U.S. Social Security card designs over the past several decades

The combined Social Security trust funds are expected to be depleted by 2034, one year earlier than projected a year ago, according to a new report from the program’s trustees. At that time, the funds would be able to cover just 81% of obligations.

Social Security’s two trust funds, the Old-Age and Survivors Insurance Trust Fund that helps cover the cost of Social Security retirement benefits and the Disability Insurance Trust Fund, are separate and combining them would require a change in the law. But the combination is often used as a basis for measuring the health of the program.

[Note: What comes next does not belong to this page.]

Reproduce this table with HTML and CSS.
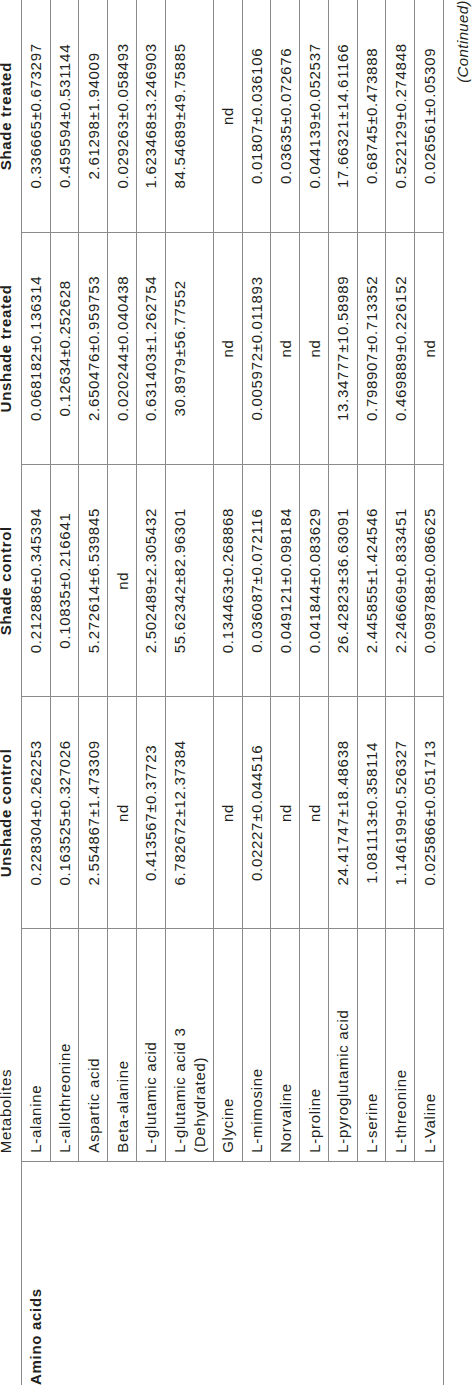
FILE: index.html
```html
<!DOCTYPE html>
<html lang="en">
<head>
<meta charset="utf-8">
<title>Amino acids table</title>
<link rel="stylesheet" href="styles.css">
</head>
<body>
<div class="page">
  <table class="data">
    <thead>
      <tr>
        <th class="cat"></th>
        <th class="name">Metabolites</th>
        <th>Unshade control</th>
        <th>Shade control</th>
        <th>Unshade treated</th>
        <th>Shade treated</th>
      </tr>
    </thead>
    <tbody>
      <tr><td class="cat" rowspan="14">Amino acids</td><td class="name">L-alanine</td><td>0.228304±0.262253</td><td>0.212886±0.345394</td><td>0.068182±0.136314</td><td>0.336665±0.673297</td></tr>
      <tr><td class="name">L-allothreonine</td><td>0.163525±0.327026</td><td>0.10835±0.216641</td><td>0.12634±0.252628</td><td>0.459594±0.531144</td></tr>
      <tr><td class="name">Aspartic acid</td><td>2.554867±1.473309</td><td>5.272614±6.539845</td><td>2.650476±0.959753</td><td>2.61298±1.94009</td></tr>
      <tr><td class="name">Beta-alanine</td><td>nd</td><td>nd</td><td>0.020244±0.040438</td><td>0.029263±0.058493</td></tr>
      <tr><td class="name">L-glutamic acid</td><td>0.413567±0.37723</td><td>2.502489±2.305432</td><td>0.631403±1.262754</td><td>1.623468±3.246903</td></tr>
      <tr><td class="name">L-glutamic acid 3<br>(Dehydrated)</td><td>6.782672±12.37384</td><td>55.62342±82.96301</td><td>30.8979±56.77552</td><td>84.54689±49.75885</td></tr>
      <tr><td class="name">Glycine</td><td>nd</td><td>0.134463±0.268868</td><td>nd</td><td>nd</td></tr>
      <tr><td class="name">L-mimosine</td><td>0.02227±0.044516</td><td>0.036087±0.072116</td><td>0.005972±0.011893</td><td>0.01807±0.036106</td></tr>
      <tr><td class="name">Norvaline</td><td>nd</td><td>0.049121±0.098184</td><td>nd</td><td>0.03635±0.072676</td></tr>
      <tr><td class="name">L-proline</td><td>nd</td><td>0.041844±0.083629</td><td>nd</td><td>0.044139±0.052537</td></tr>
      <tr><td class="name">L-pyroglutamic acid</td><td>24.41747±18.48638</td><td>26.42823±36.63091</td><td>13.34777±10.58989</td><td>17.66321±14.61166</td></tr>
      <tr><td class="name">L-serine</td><td>1.081113±0.358114</td><td>2.445855±1.424546</td><td>0.798907±0.713352</td><td>0.68745±0.473888</td></tr>
      <tr><td class="name">L-threonine</td><td>1.146199±0.526327</td><td>2.246669±0.833451</td><td>0.469889±0.226152</td><td>0.522129±0.274848</td></tr>
      <tr><td class="name">L-Valine</td><td>0.025866±0.051713</td><td>0.098788±0.086625</td><td>nd</td><td>0.026561±0.05309</td></tr>
    </tbody>
  </table>
  <div class="cont">(Continued)</div>
</div>
</body>
</html>
```

FILE: styles.css
```css
html, body {
  margin: 0;
  padding: 0;
  overflow: hidden;
  background: #ffffff;
}

body {
  width: 474px;
  height: 1385px;
}

.page {
  width: 1394px;
  transform-origin: 0 0;
  transform: translate(-7px, 1394px) rotate(-90deg);
  font-family: "Liberation Sans", Arial, sans-serif;
  font-size: 15px;
  color: #231f20;
  letter-spacing: 0.7px;
}

.data {
  width: 1394px;
  border-collapse: collapse;
  table-layout: fixed;
}

.data th,
.data td {
  line-height: 19.5px;
  vertical-align: top;
  text-align: center;
}

.data td {
  padding: 4.5px 8px 3.75px;
  border: 1px solid #8a8a8a;
  font-weight: normal;
}

.data td:last-child {
  border-right: none;
}

.data th {
  padding: 2.5px 8px 5.75px;
  border-bottom: 1px solid #8a8a8a;
  font-weight: bold;
}

.data th.name {
  font-weight: normal;
}

.data .name,
.data .cat {
  text-align: left;
}

.data td.cat {
  font-weight: bold;
}

.cont {
  margin-top: 9.5px;
  line-height: 19.5px;
  text-align: right;
  font-style: italic;
  letter-spacing: 0.4px;
}
```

Separately, the Old-Age and Survivors Insurance Trust Fund is projected to be depleted in 2033, the same as last year, according to the trustees’ report. Incoming revenues from payroll taxes would cover only 77% of obligations in 2033, forcing automatic benefit cuts of 23% unless Congress acts to shore up the program.

The trustees said the separate Disability Insurance Trust Fund will last until 2099, a year longer than previously expected.

Medicare projections moved up: The trustees’ report moves up the depletion date for the Hospital Insurance Trust Fund, known as Medicare Part A. That fund is now projected to be depleted in 2033, three years earlier than previously estimated. At that time, the program will be able to cover 89% of scheduled benefits.

Medicare’s Supplementary Medical Insurance Trust Fund does not face the same problem, though, since its primary funding sources — premium payments and federal contributions — are adjusted annually. At the same time, the trustees noted that “rapidly rising SMI costs have been placing steadily increasing demands on beneficiaries and general taxpayers.”

What’s driving the change in the outlook: The faster-than-previously-expected drawdown on the combined Social Security funds was driven largely by a change in the rules expanding eligibility for railroad workers and public pension beneficiaries that took effect this year under the Social Security Fairness Act, signed into law in early January by President Joe Biden. Adjustments to the assumptions about fertility rates and a downward revision in the estimated labor share of economic output also contributed to the revision, the trustees said.

The decline in the outlook for the Medicare hospital fund was driven by higher-than-expected costs in the near term. These higher costs raised the baseline and the cost estimates for all future years.

The bottom line: “Lawmakers have many options for changes that would reduce or eliminate the long-term financing shortfalls,” the trustees wrote. “Taking action sooner rather than later will allow consideration of a broader range of solutions and provide more time to phase in changes so that the public has adequate time to prepare.”